Это такая крайне успокоительная позиция (можно даже сказать «культ») письма, текста и чтения (ведь именно оно снимает оппозицию между «ученым» и «учеником», «дающим» и «принимающим», «творящим» и «безгласным»: находясь на пересечении классовых отношений и «поэтических операций» [то есть, «конструирование текста теми, кто его практикует»], чтение оказывается индикатором социальной власти, «власти элиты»…), которое никуда не девается даже в нынешнем цифровом мире, лишь перегруппировываясь в иные, новые форматы.

«Как если бы, сдавая свои позиции, Церковь позволила увидеть неопределенную множественность “видов письма”, которые производятся разными видами чтения. Творческая активность читателя возрастает по мере того, как происходит упадок институции, прежде её контролировавшей…» (289)

Социологи ведь не зря констатируют, что люди никогда не читали так много, как теперь, заседая в соцсетях, мессенджерах и блогах.

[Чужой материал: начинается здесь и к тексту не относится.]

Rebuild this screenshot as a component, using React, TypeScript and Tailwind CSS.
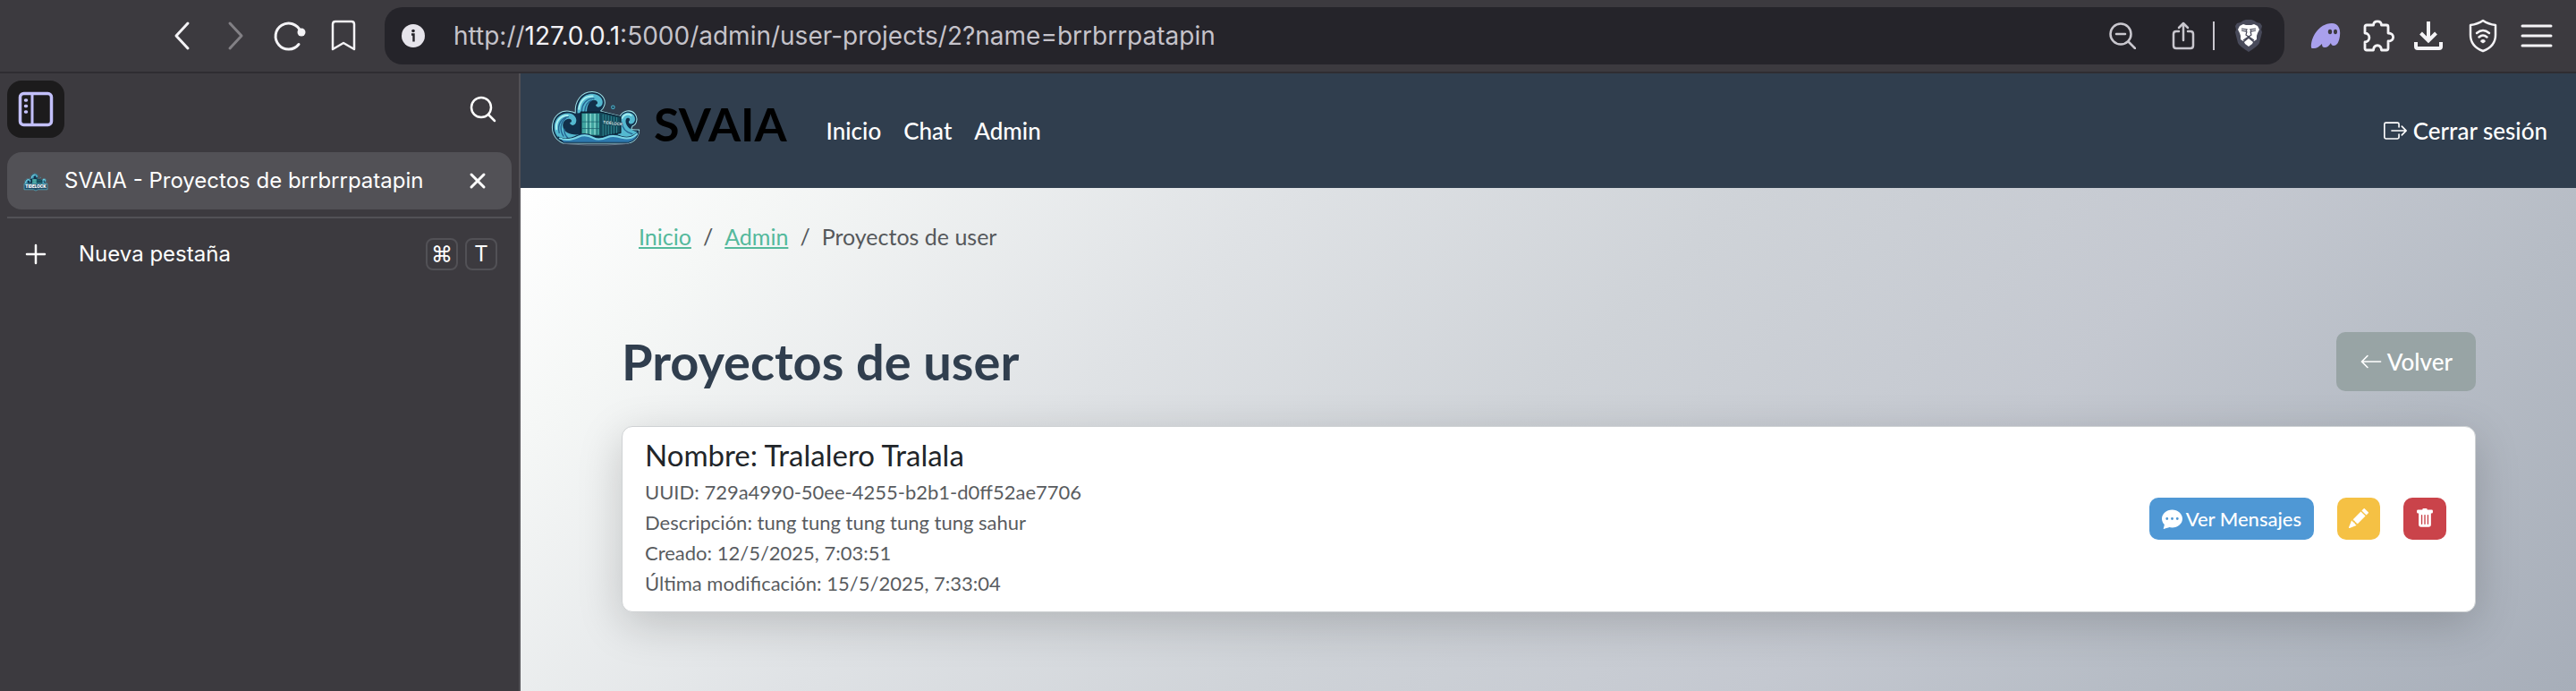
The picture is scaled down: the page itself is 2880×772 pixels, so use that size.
import React from "react";
import {
  BsArrowLeft,
  BsBoxArrowRight,
  BsChatDotsFill,
  BsPencilFill,
  BsTrashFill,
} from "react-icons/bs";

const line = {
  fill: "none",
  stroke: "currentColor",
  strokeLinecap: "round" as const,
  strokeLinejoin: "round" as const,
};

function WaveArt() {
  return (
    <g strokeLinecap="round" strokeLinejoin="round">
      <path
        d="M52 186C24 174 14 148 18 124C23 94 46 78 72 81C82 82 88 84 93 87C90 48 114 16 149 17C177 18 195 40 189 61C187 69 182 76 176 81L240 97C250 79 275 74 288 89C300 103 296 124 281 130C279 134 277 138 277 141C286 143 296 142 303 142C303 164 288 181 268 186Z"
        fill="#12304a"
        stroke="#9fe0e6"
        strokeWidth="3"
      />
      <path
        d="M58 183C32 172 21 148 24 126C29 100 50 85 73 88C93 91 101 109 94 121C89 130 76 129 75 119C82 118 83 110 76 107C64 102 51 114 52 130C54 150 75 160 104 158L112 180Z"
        fill="#54b9d0"
      />
      <path d="M31 140C28 112 46 94 68 95" fill="none" stroke="#a9eff0" strokeWidth="6" />
      <path d="M40 152C33 124 48 102 70 100M54 163C42 145 42 118 62 104M70 170C60 162 56 150 57 140" fill="none" stroke="#24618f" strokeWidth="4" />
      <path
        d="M100 88C98 50 119 24 149 24C173 25 187 43 182 58C177 71 161 70 160 60C167 59 169 51 161 46C145 38 130 58 131 84Z"
        fill="#54b9d0"
      />
      <path d="M105 74C108 46 126 31 150 32" fill="none" stroke="#a9eff0" strokeWidth="6" />
      <path d="M114 82C115 56 132 38 154 40M124 82C125 64 134 50 146 46" fill="none" stroke="#24618f" strokeWidth="4" />
      <path
        d="M240 106C248 84 272 80 284 93C294 106 289 121 277 123C269 123 266 116 271 112C275 108 270 102 263 104C254 108 256 140 297 149C292 169 277 178 260 181L232 160Z"
        fill="#54b9d0"
      />
      <path d="M247 104C253 91 267 88 277 95" fill="none" stroke="#a9eff0" strokeWidth="5" />
      <path d="M246 118C247 136 258 150 280 156" fill="none" stroke="#24618f" strokeWidth="4" />
      <path d="M111 84H176L242 100V152L176 166L111 160Z" fill="#14495a" stroke="#0b2234" strokeWidth="4" />
      <path d="M115 89H172V159H115Z" fill="#3fa39f" />
      <path d="M130 90V158M143 90V158M157 90V158" stroke="#9fe6dc" strokeWidth="3" />
      <path d="M116 116H171M116 138H171M136 90V158M164 90V158" stroke="#185666" strokeWidth="2" />
      <path d="M184 92V161M193 94V160M202 96V158M211 98V156M220 100V154M229 102V152" stroke="#2f8790" strokeWidth="3" />
      <path d="M182 117L236 124" stroke="#14495a" strokeWidth="14" strokeLinecap="butt" />
      <path
        d="M36 166C60 178 82 170 102 160C122 152 138 156 152 164C168 174 182 168 198 161C214 155 230 158 246 164C266 170 286 164 301 146C300 166 286 180 268 184H54Z"
        fill="#2d79ae"
        stroke="#12304a"
        strokeWidth="3"
      />
      <path
        d="M42 170C64 180 84 174 104 165C122 157 138 161 152 169C168 178 184 173 200 166C216 160 230 163 246 168C264 173 282 169 295 156"
        fill="none"
        stroke="#79d6e5"
        strokeWidth="6"
      />
      <path d="M56 187C110 194 220 194 266 187" fill="none" stroke="#66778a" strokeWidth="3" />
      <circle cx="217" cy="68" r="5" fill="#173a4f" stroke="#4fb6cf" strokeWidth="3" />
    </g>
  );
}

function WaveLogo() {
  return (
    <svg viewBox="10 10 300 188" className="h-16 w-[102px]" aria-hidden="true">
      <WaveArt />
      <text x="183" y="122" transform="rotate(6 183 122)" fontFamily="Inter, sans-serif" fontWeight="600" fontSize="13" fill="#e4f6f5">
        TIDELOCK
      </text>
    </svg>
  );
}

function Favicon() {
  return (
    <svg viewBox="0 -20 320 260" className="h-6 w-7" aria-hidden="true">
      <WaveArt />
      <path d="M12 146H308V222H190L160 236L130 222H12Z" fill="#1d4a66" stroke="#5fb4c4" strokeWidth="8" />
      <text x="160" y="205" textAnchor="middle" fontFamily="Inter, sans-serif" fontWeight="900" fontSize="52" fill="#fff">
        TIDELOCK
      </text>
    </svg>
  );
}

function IconButton({ label, className = "", children }: { label: string; className?: string; children: React.ReactNode }) {
  return (
    <button type="button" aria-label={label} className={`flex items-center justify-center ${className}`}>
      {children}
    </button>
  );
}

function Toolbar() {
  return (
    <header className="flex h-[82px] items-center border-b-2 border-[#2f2d32] bg-[#3c3a3f] pr-[26px] pl-[188px] text-[#f4f3f6]">
      <div className="flex items-center">
        <IconButton label="Atrás" className="w-8">
          <svg viewBox="0 0 32 36" className="h-9 w-8" {...line} strokeWidth="3">
            <path d="M22 4L9 18L22 32" />
          </svg>
        </IconButton>
        <IconButton label="Adelante" className="ml-7 w-8 text-[#828085]">
          <svg viewBox="0 0 32 36" className="h-9 w-8" {...line} strokeWidth="3">
            <path d="M9 4L22 18L9 32" />
          </svg>
        </IconButton>
        <IconButton label="Recargar" className="ml-6 w-10">
          <svg viewBox="0 0 40 36" className="h-9 w-10" {...line} strokeWidth="3">
            <path d="M32 13A14.500 14.500 0 1 0 30 27.500" />
            <circle cx="33" cy="14" r="4.500" fill="currentColor" stroke="none" />
          </svg>
        </IconButton>
        <IconButton label="Marcador" className="ml-6 w-8">
          <svg viewBox="0 0 32 36" className="h-9 w-8" {...line} strokeWidth="2.500">
            <path d="M7 2H25Q28 2 28 5V33L16 26L4 33V5Q4 2 7 2Z" />
          </svg>
        </IconButton>
      </div>

      <div className="ml-[30px] flex h-16 flex-1 items-center rounded-[20px] bg-[#25242a] pr-6 pl-[19px]">
        <svg viewBox="0 0 26 26" className="size-[26px]" aria-hidden="true">
          <circle cx="13" cy="13" r="13" fill="#e6e4eb" />
          <circle cx="13" cy="7.500" r="1.800" fill="#25242a" />
          <path d="M11 11.500H13.500V19.500" fill="none" stroke="#25242a" strokeWidth="2.400" />
        </svg>
        <div className="ml-8 flex-1 font-['Inter',sans-serif] text-[28px] whitespace-nowrap text-[#c5c3ca]">
          http://<span className="text-[#f2f1f5]">127.0.0.1</span>:5000/admin/user-projects/2?name=brrbrrpatapin
        </div>
        <div className="flex items-center text-[#c9c7ce]">
          <IconButton label="Alejar">
            <svg viewBox="0 0 30 30" className="size-[30px]" {...line} strokeWidth="2.500">
              <circle cx="13" cy="13" r="11.500" />
              <path d="M8 13H18M21.500 21.500L29 29" />
            </svg>
          </IconButton>
          <IconButton label="Compartir" className="ml-[38px]">
            <svg viewBox="0 0 30 32" className="h-8 w-[30px]" {...line} strokeWidth="2.500">
              <path d="M10 11H7Q4 11 4 14V27Q4 30 7 30H23Q26 30 26 27V14Q26 11 23 11H20M15 21V2M10 7L15 2L20 7" />
            </svg>
          </IconButton>
          <span className="ml-[18px] h-8 w-0.5 bg-[#c9c7ce]" />
          <IconButton label="Brave Shields" className="ml-[22px]">
            <svg viewBox="0 0 32 38" className="h-[38px] w-8">
              <path
                d="M10 2L13 1H19L22 2L25 4L29 5L31 8L30 12L31 15L28 27Q27 30 16 37Q5 30 4 27L1 15L2 12L1 8L3 5L7 4Z"
                fill="#484a5a"
              />
              <path
                d="M6 8L10 6L13 7H19L22 6L26 8L28 12L26 16L25 19L25 23L22 25L19 22L16 20L13 22L10 25L7 23L7 19L6 16L4 12Z"
                fill="#fff"
              />
              <path d="M11 26L16 22L21 26L20 28L16 31L12 28Z" fill="#fff" />
              <path
                d="M8 11L14 12L13 14L8 13M24 11L18 12L19 14L24 13M14 14L13 18L16 20L19 18L18 14M10 24L16 20L22 24"
                fill="none"
                stroke="#484a5a"
                strokeWidth="1.200"
              />
            </svg>
          </IconButton>
        </div>
      </div>

      <div className="ml-[29px] flex items-center">
        <IconButton label="Fantasma">
          <svg viewBox="0 0 34 30" className="h-[30px] w-[34px]">
            <path
              d="M1 28C0 18 9 1 24 1C31 1 34 7 33 15C32 22 30 26 26 26C24 26 23 24 23 23C21 26 19 28 16 28C14 28 13 27 13 24C10 27 7 29 4 29C2 29 1 29 1 28Z"
              fill="#a9a0ec"
            />
            <ellipse cx="22" cy="10.500" rx="2.200" ry="2.800" fill="#3c3a3f" />
            <ellipse cx="28" cy="10.500" rx="2" ry="2.800" fill="#3c3a3f" />
          </svg>
        </IconButton>
        <IconButton label="Extensiones" className="ml-[25px]">
          <svg viewBox="0 0 36 36" className="size-9" {...line} strokeWidth="2.800">
            <path d="M4 6H11.500C12 0.500 20 0.500 20.500 6H26Q28 6 28 8V15C35.500 15 35.500 24 28 24V32Q28 34 26 34H20.500C20 27 12 27 11.500 34H4Q2 34 2 32V25C8.500 25 8.500 15 2 15V8Q2 6 4 6Z" />
          </svg>
        </IconButton>
        <IconButton label="Descargas" className="ml-5">
          <svg viewBox="0 0 34 34" className="size-[34px]" fill="none" stroke="currentColor" strokeWidth="4">
            <path d="M17 1V22M8.500 14L17 22.500L25.500 14M3 24V29Q3 31 5 31H29Q31 31 31 29V24" />
          </svg>
        </IconButton>
        <IconButton label="VPN" className="ml-7">
          <svg viewBox="0 0 32 38" className="h-[38px] w-8" {...line} strokeWidth="2.500">
            <path d="M16 2Q22 6 30 7V18C30 28 24 33 16 36C8 33 2 28 2 18V7Q10 6 16 2Z" />
            <path d="M9 16Q16 10 23 16M11.500 20.500Q16 16.500 20.500 20.500" />
            <path d="M14.500 25L16 26L17.500 25Q16 23.500 14.500 25Z" />
          </svg>
        </IconButton>
        <IconButton label="Menú" className="ml-[26px]">
          <svg viewBox="0 0 36 30" className="h-[30px] w-9" {...line} strokeWidth="3">
            <path d="M2 4H34M2 15H34M2 26H34" />
          </svg>
        </IconButton>
      </div>
    </header>
  );
}

function Key({ children }: { children: React.ReactNode }) {
  return (
    <kbd className="flex size-9 items-center justify-center rounded-lg border-2 border-[#525156] font-['Inter',sans-serif] text-2xl">
      {children}
    </kbd>
  );
}

function Sidebar() {
  return (
    <aside className="flex w-[582px] shrink-0 flex-col border-r-2 border-[#515055] bg-[#3c3a3f] px-2 pt-2 font-['Inter',sans-serif] text-2xl text-white">
      <div className="flex items-center justify-between pr-[17px]">
        <IconButton label="Panel lateral" className="size-16 rounded-2xl bg-[#1c1b1c] text-[#c3c0fb]">
          <svg viewBox="0 0 40 40" className="size-10" {...line} strokeWidth="3.500">
            <rect x="2.500" y="2.500" width="35" height="35" rx="4" />
            <path d="M16 3V37" strokeWidth="3" />
            <path d="M8.500 10H9.500M8.500 16.500H9.500M8.500 23H9.500" strokeWidth="3.500" />
          </svg>
        </IconButton>
        <IconButton label="Buscar pestañas">
          <svg viewBox="0 0 30 30" className="size-[30px]" {...line} strokeWidth="2.500">
            <circle cx="13" cy="13" r="11" />
            <path d="M21 21L28 28" />
          </svg>
        </IconButton>
      </div>

      <div className="mt-4 flex h-16 items-center rounded-2xl bg-[#525156] pr-[28px] pl-[18px]">
        <Favicon />
        <span className="ml-[18px] flex-1 whitespace-nowrap">SVAIA - Proyectos de brrbrrpatapin</span>
        <IconButton label="Cerrar pestaña">
          <svg viewBox="0 0 20 20" className="size-5" {...line} strokeWidth="3">
            <path d="M3 3L17 17M17 3L3 17" />
          </svg>
        </IconButton>
      </div>

      <hr className="mt-2 border-t-2 border-[#525156]" />

      <div className="mt-[22px] flex items-center pr-4 pl-5">
        <button type="button" className="flex flex-1 items-center gap-9 text-left">
          <svg viewBox="0 0 24 24" className="size-6" {...line} strokeWidth="2.500">
            <path d="M12 2V22M2 12H22" />
          </svg>
          Nueva pestaña
        </button>
        <div className="flex gap-2">
          <Key>⌘</Key>
          <Key>T</Key>
        </div>
      </div>
    </aside>
  );
}

function Navbar() {
  return (
    <nav className="flex h-32 items-center justify-between bg-[#303e4e] pr-8 pl-[33px] text-[26px] font-medium text-white">
      <div className="flex items-center">
        <a href="#inicio" className="flex items-end gap-[14px] pb-7">
          <WaveLogo />
          <span className="text-[52px] leading-none font-bold text-black">SVAIA</span>
        </a>
        <div className="ml-11 flex gap-[25px]">
          <a href="#inicio">Inicio</a>
          <a href="#chat">Chat</a>
          <a href="#admin">Admin</a>
        </div>
      </div>
      <a href="#salir" className="flex items-center gap-[7px]">
        <BsBoxArrowRight className="size-[26px]" />
        Cerrar sesión
      </a>
    </nav>
  );
}

function ProjectCard() {
  return (
    <article className="flex items-center justify-between rounded-xl border border-[#cfd2d4] bg-white pt-3 pr-8 pb-[14px] pl-[25px] shadow-[0_13px_50px_rgba(0,0,0,0.18)]">
      <div>
        <h2 className="text-[33px] leading-[38px] text-[#212529]">Nombre: Tralalero Tralala</h2>
        <div className="mt-[6px] text-[22px] leading-[34px] text-[#595c5f]">
          <p>UUID: 729a4990-50ee-4255-b2b1-d0ff52ae7706</p>
          <p>Descripción: tung tung tung tung tung sahur</p>
          <p>Creado: 12/5/2025, 7:03:51</p>
          <p>Última modificación: 15/5/2025, 7:33:04</p>
        </div>
      </div>
      <div className="flex items-center gap-[26px] text-[22px] text-white">
        <button type="button" className="flex h-[47px] items-center gap-1 rounded-[10px] bg-[#4f98d5] px-[14px] font-medium">
          <BsChatDotsFill className="size-[23px]" />
          Ver Mensajes
        </button>
        <IconButton label="Editar" className="h-[47px] w-12 rounded-[10px] bg-[#f5c144]">
          <BsPencilFill className="size-[22px]" />
        </IconButton>
        <IconButton label="Eliminar" className="h-[47px] w-12 rounded-[10px] bg-[#ca434a]">
          <BsTrashFill className="size-[22px]" />
        </IconButton>
      </div>
    </article>
  );
}

export default function App() {
  return (
    <div className="flex min-h-screen flex-col">
      <Toolbar />
      <div className="flex flex-1">
        <Sidebar />
        <div className="flex flex-1 flex-col font-['Lato',sans-serif]">
          <Navbar />
          <main className="flex-1 bg-[linear-gradient(135deg,#ffffff_0%,#f5f7f6_10%,#dfe2e5_30%,#cfd3d8_48%,#c4c8d0_68%,#b6bcc5_82%,#a7aeb9_100%)] pr-28 pl-[113px]">
            <nav aria-label="Ruta" className="flex gap-[13px] pt-[35px] pl-[19px] text-[25px] leading-[38px] text-[#55585b]">
              <a href="#inicio" className="text-[#54b99c] underline">Inicio</a>
              <span>/</span>
              <a href="#admin" className="text-[#54b99c] underline">Admin</a>
              <span>/</span>
              <span>Proyectos de user</span>
            </nav>
            <div className="mt-[88px] flex items-center justify-between">
              <h1 className="text-[56px] leading-[66px] font-bold text-[#303e4e]">Proyectos de user</h1>
              <a
                href="#volver"
                className="flex h-[66px] items-center gap-[5px] rounded-[10px] bg-[#98a4a5] px-[26px] text-[26px] font-medium text-white"
              >
                <BsArrowLeft className="size-[26px]" />
                Volver
              </a>
            </div>
            <div className="mt-[39px]">
              <ProjectCard />
            </div>
          </main>
        </div>
      </div>
    </div>
  );
}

Так что дело не в том, что литературу разучились закручивать.

Просто появились «новые формы бытования» текста, текстуальности, тогда как природа человеческая, искажённая метками социальных оттисков и отпечатков осталась и остаётся прежней.

Таким образом, тактики анонимных пользователей можно выводить из того, чем они были раньше (туризм наследует паломничеству, музеи - реликвариям), а можно сводить к тому, где они преодоляются.

Вот как в чтении, которое оказывается равным человеку (текст способен пережить автора, а вот чтение нет) и потому раскрывается универсальной метафорой, внутри себя способной собрать все остальные промежуточные метафоры этого труда.

Её, кстати, можно ведь развернуть в обратную сторону - и тогда окажется, что тот, кто пишет и читает, на самом-то деле, занимается всеми прочими формами деятельности, от молитвы до ходьбы.

Метафора не предполагает доказательности, но мы, почему-то, доверяем Серто делать такие выводы - и тут надо вернуться к Бурдье, объясняющему как люди добиваются всей своей предыдущей деятельностью авторитета, позволяющего говорить то, что они считают нужным в данный момент.

Когда Серто начинает напоминать пророка, а его книга - сборник пророчеств, поэтических и максимально суггестивных.

Хотя, может быть, все дело здесь в трудностях конкретного перевода?